On the other side are the profound, almost spiritual, questions that quantum mechanics raises about the nature of reality, consciousness, and our place in the universe. The film touches on speculative ideas like the quantum brain theory, which posits that consciousness itself might be a macroscopic quantum phenomenon. It asks: if we create a powerful quantum computer, could it become conscious? This line of inquiry forces us to confront the possibility that consciousness is not an exclusively human property but a potential feature of matter itself.
This philosophical dimension is crucial. It elevates the conversation beyond a simple cost-benefit analysis of the technology. The film argues that the future is not a predetermined state waiting to be discovered, but a superposition of possibilities that will collapse into a single reality based on the choices we make today. One of the most haunting ideas presented is the "window of potential surprise"—the terrifying possibility that quantum computers could prove to be either the most transformative technology in human history or, as one interviewee bluntly puts it, "totally useless paperweights." The challenge, the film insists, is that we cannot afford to let that window of uncertainty exist. We must act to eliminate the most catastrophic possibilities before they materialize.

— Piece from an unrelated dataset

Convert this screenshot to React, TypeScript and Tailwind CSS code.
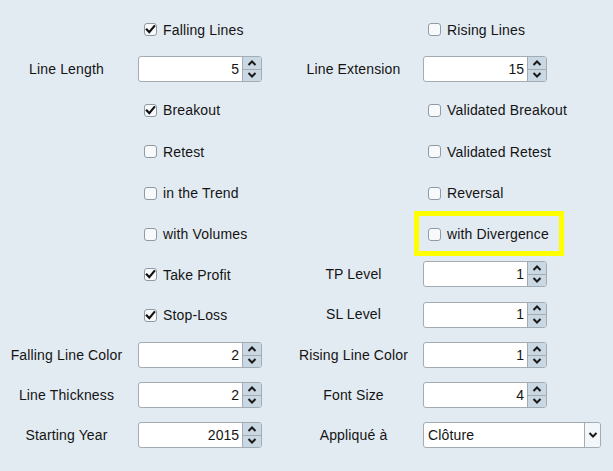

Mauritz Kop Reviews Der Derian’s Project Q: War, Peace and Quantum Mechanics. Authored principally by Leó Szilárd and signed by Albert Einstein, the 1939 letter to President Franklin D. Roosevelt warned that recent work on nuclear fission in uranium made it probable that "extremely powerful bombs of a new type" could be constructed. This pivotal communication directly spurred the American government to action, ultimately leading to the establishment of the Manhattan Project and the subsequent development of atomic weapons.
A Must-Watch Call for Quantum Literacy
Project Q is a documentary of profound importance and timeliness. It is a wake-up call, an invitation to a global conversation that has been largely confined to laboratories and classified government briefings. Der Derian has crafted a film that is both intellectually rigorous and deeply accessible, challenging its audience to think critically about the path we are on. By exploring both the risks and benefits of quantum innovation, the film offers a vital multidisciplinary perspective on how this emerging suite of technologies might reshape global peace, security, and politics.
The film does not offer easy answers, because there are none. Instead, it leaves the viewer with a sense of profound responsibility. The quantum future is not something that will happen to us; it is something we will collectively create. The principles of quantum mechanics—uncertainty, observation, and entanglement—are not just for physicists anymore. They are metaphors for our time, reminding us that our future is uncertain, that our observation and choices matter, and that we are all, in the end, entangled in a shared destiny. Project Q is a must-watch for anyone interested in developing the quantum literacy necessary to participate in shaping that destiny.